Additionally, pay attention to whether the content is engaging enough for your employees. How can you encourage employees to return for more content, while fostering goodwill and showing that you care about them?

You could highlight the employee of the month winners or share photos of employees who are volunteering in the community.

Visually, the homepage should be both organized and engaging. For example, you might have a colorful, attention-grabbing banner on the homepage that changes with every news update.

Consider developing a unique brand for your intranet site, so it becomes familiar and recognizable to employees. Get creative with the name. Try to craft something catchy and concise that speaks to the purpose of the site.

Pay close attention to your site navigation. Put yourself in the shoes of an employee and think about how they are most likely to use the intranet. Then cater to those needs. Are employees looking for guidance on policies and procedures? Or, do they need details on an upcoming event?

If you’re using an intranet tool that allows employees to comment on content through social-commenting functionality, make sure it’s appropriately monitored. You want to ensure that employees aren’t left feeling frustrated when questions go unanswered, and that false information isn’t being spread across the company. If your company doesn’t have the capability to monitor social comments, consider turning off this option.

Overall, when you make your employees’ experiences a priority, you show them that you care. This promotes a positive company culture where employees are shown just how much they are valued.

3. Update employees with relevant information

For your intranet to be effective, it must be consistently updated so that information maintains relevance to your employees. This often means that more than one person will need to contribute to your effort.

Assign gatekeepers who will be accountable for keeping information current on their section of their intranet. Be sure to appropriately train these leaders, as their role will be critical to success.

For example, you might:

  • Provide guidance on how frequently their section should be reviewed and refreshed.
  • Develop guidelines on how to approach communication.
  • Outline any communication approval processes, as needed.

With attention to the right details in your training, you’ll have an army of communicators equipped to support your effort.

4. Allow employees to be more productive

Emails get lost, and paper forms often get filed away into unknown realms. However, an intranet can serve as a key spot for employees to get their questions answered at any time.
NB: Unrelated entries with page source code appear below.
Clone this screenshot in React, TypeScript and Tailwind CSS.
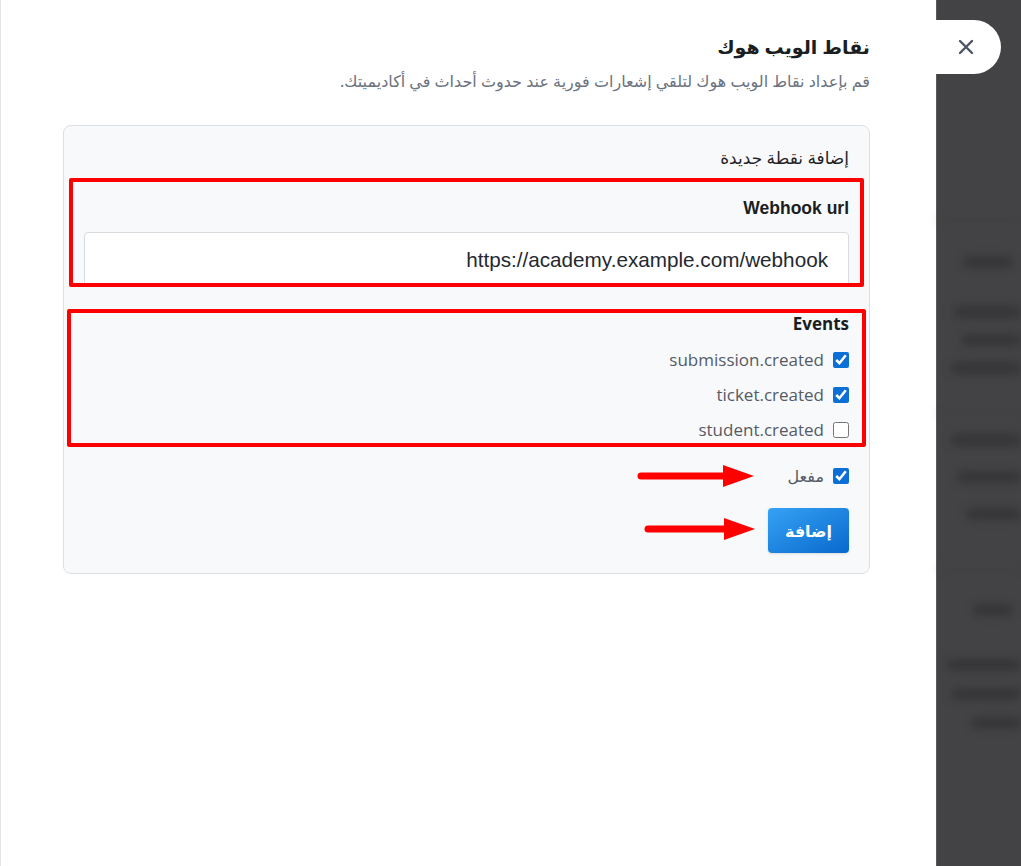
import React from 'react'

const events = [
  { name: 'submission.created', checked: true },
  { name: 'ticket.created', checked: true },
  { name: 'student.created', checked: false },
]

function Arrow({ width }: { width: number }) {
  return (
    <svg width={width} height="28" viewBox={`0 0 ${width} 28`}>
      <line x1="4" y1="14" x2={width - 30} y2="14" stroke="#f00" strokeWidth="7" strokeLinecap="round" />
      <polygon points={`${width - 32},3 ${width - 1},14 ${width - 32},25`} fill="#f00" />
    </svg>
  )
}

// الصفحة الضبابية تحت الطبقة الداكنة (أشكال فقط)
function Line({ w, mt }: { w: string; mt: string }) {
  return <div className={`h-[12px] rounded-full bg-[#363638] ${w} ${mt}`} />
}

function BehindOverlay() {
  return (
    <div className="flex flex-col items-end blur-[4px] h-full overflow-hidden">
      <div className="h-[220px] w-full border-b border-[#3d3d3f] shrink-0" />
      <div className="h-[12px] w-[50px] rounded-full bg-[#363638] mt-[36px] mr-[8px]" />
      <Line w="w-[68px]" mt="mt-[38px]" />
      <Line w="w-[60px]" mt="mt-[16px]" />
      <Line w="w-[70px]" mt="mt-[16px]" />
      <div className="h-[40px] w-full border-b border-[#3d3d3f] shrink-0" />
      <Line w="w-[70px]" mt="mt-[20px]" />
      <Line w="w-[64px]" mt="mt-[25px]" />
      <Line w="w-[55px]" mt="mt-[25px]" />
      <div className="h-[50px] w-full border-b border-[#3d3d3f] shrink-0" />
      <div className="h-[12px] w-[40px] rounded-full bg-[#363638] mt-[34px] mr-[8px]" />
      <Line w="w-[75px]" mt="mt-[43px]" />
      <Line w="w-[70px]" mt="mt-[17px]" />
      <Line w="w-[50px]" mt="mt-[17px]" />
    </div>
  )
}

export default function App() {
  return (
    <div className="relative flex w-[1021px] h-[866px] overflow-hidden bg-[#434345]">
      <div
        dir="rtl"
        className="w-[936px] h-full shrink-0 bg-white border-l border-[#e5e5e5] pr-[66px] pl-[62px] pt-[33px]"
        style={{ fontFamily: '"Noto Sans", "DejaVu Sans", sans-serif' }}
      >
        <h1 className="text-[19px] font-bold text-[#1a1d21] leading-[28px]">نقاط الويب هوك</h1>
        <p className="mt-[9px] text-[16px] text-[#6b7280] leading-[22px]">
          قم بإعداد نقاط الويب هوك لتلقي إشعارات فورية عند حدوث أحداث في أكاديميتك.
        </p>

        <div className="relative mt-[33px] rounded-lg border border-[#dcdfe3] bg-[#f8f9fa] px-[20px] pt-[21px] pb-[20px]">
          <div className="text-[17px] font-medium text-[#1f2328] leading-[22px]">إضافة نقطة جديدة</div>

          <div className="mt-[27px] text-[17.5px] font-bold text-[#1a1d21] leading-[24px]" style={{ fontFamily: '"Liberation Sans", sans-serif' }}>
            Webhook url
          </div>
          <div
            dir="ltr"
            className="mt-[12px] h-[55px] rounded-[4px] border border-[#d8dbe0] bg-white flex items-center justify-end pr-[20px] text-[20.7px] text-[#24292f]"
            style={{ fontFamily: '"Liberation Sans", sans-serif' }}
          >
            https://academy.example.com/webhook
          </div>

          <div className="mt-[25px] text-[17px] font-bold text-[#1a1d21] leading-[24px]" style={{ fontFamily: '"Open Sans", sans-serif' }}>
            Events
          </div>
          <div className="mt-[13px] flex flex-col gap-[13px]">
            {events.map((e) => (
              <label key={e.name} className="flex items-center gap-[9px] h-[22px]">
                <input type="checkbox" defaultChecked={e.checked} className="w-[16px] h-[16px] accent-[#0b6fd6]" />
                <span className="text-[17px] text-[#555b66]" style={{ fontFamily: '"Open Sans", sans-serif' }}>
                  {e.name}
                </span>
              </label>
            ))}
          </div>

          <label className="mt-[24px] flex items-center gap-[9px] h-[22px]">
            <input type="checkbox" defaultChecked className="w-[16px] h-[16px] accent-[#0b6fd6]" />
            <span className="text-[16px] text-[#555b66]">مفعل</span>
          </label>

          <button className="mt-[21px] w-[81px] h-[45px] rounded-[4px] bg-gradient-to-br from-[#35a2f5] to-[#0769cc] text-white text-[16px] font-bold shadow-sm">
            إضافة
          </button>

          {/* علامات التوضيح الحمراء */}
          <div className="pointer-events-none absolute top-[52px] right-[5px] w-[795px] h-[109px] border-[4px] border-[#f00] rounded-[2px]" />
          <div className="pointer-events-none absolute top-[183px] right-[3px] w-[799px] h-[138px] border-[4px] border-[#f00] rounded-[2px]" />
          <div className="pointer-events-none absolute top-[336px] left-[573px]">
            <Arrow width={118} />
          </div>
          <div className="pointer-events-none absolute top-[389px] left-[580px]">
            <Arrow width={112} />
          </div>
        </div>
      </div>

      <div className="flex-1 border-l border-[#5a5a5c] h-full">
        <BehindOverlay />
      </div>

      <button className="absolute top-[20px] left-[936px] w-[65px] h-[54px] rounded-r-full bg-white flex items-center justify-center pr-[6px]">
        <svg width="18" height="18" viewBox="0 0 18 18">
          <path d="M3 3 L15 15 M15 3 L3 15" stroke="#4b5563" strokeWidth="2.4" strokeLinecap="round" />
        </svg>
      </button>
    </div>
  )
}
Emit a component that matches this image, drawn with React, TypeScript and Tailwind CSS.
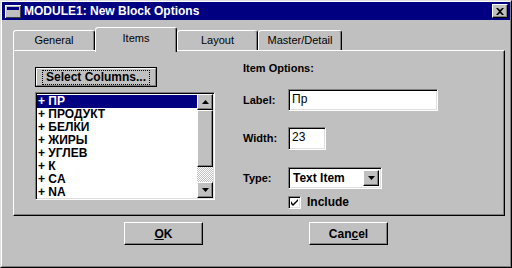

When employees have a resource like this, it reduces the need for them to interrupt your day with questions, and it also helps them to better stay on task with their own duties.

Here are a few key items to consider including:

  • Company news
  • Calendar of events
  • Employee handbook
  • Policies and procedures
  • Compliance training
  • Change of name, address or emergency contacts
  • HR contact information
  • Organizational chart

By incorporating the right features into your site, you’ll give both leaders and employees time back in their day-to-day routine.

Get ready for launch

With consideration of company culture, user experience, key gatekeepers and employee efficiency, you will have all the right elements incorporated to make your intranet site a working part of your HR strategy.

Your business will reap the benefits of streamlined communication and help to increase employee engagement. All the while, you’ll cut down on emails, phone calls and other interruptions that might be slowing down your productivity.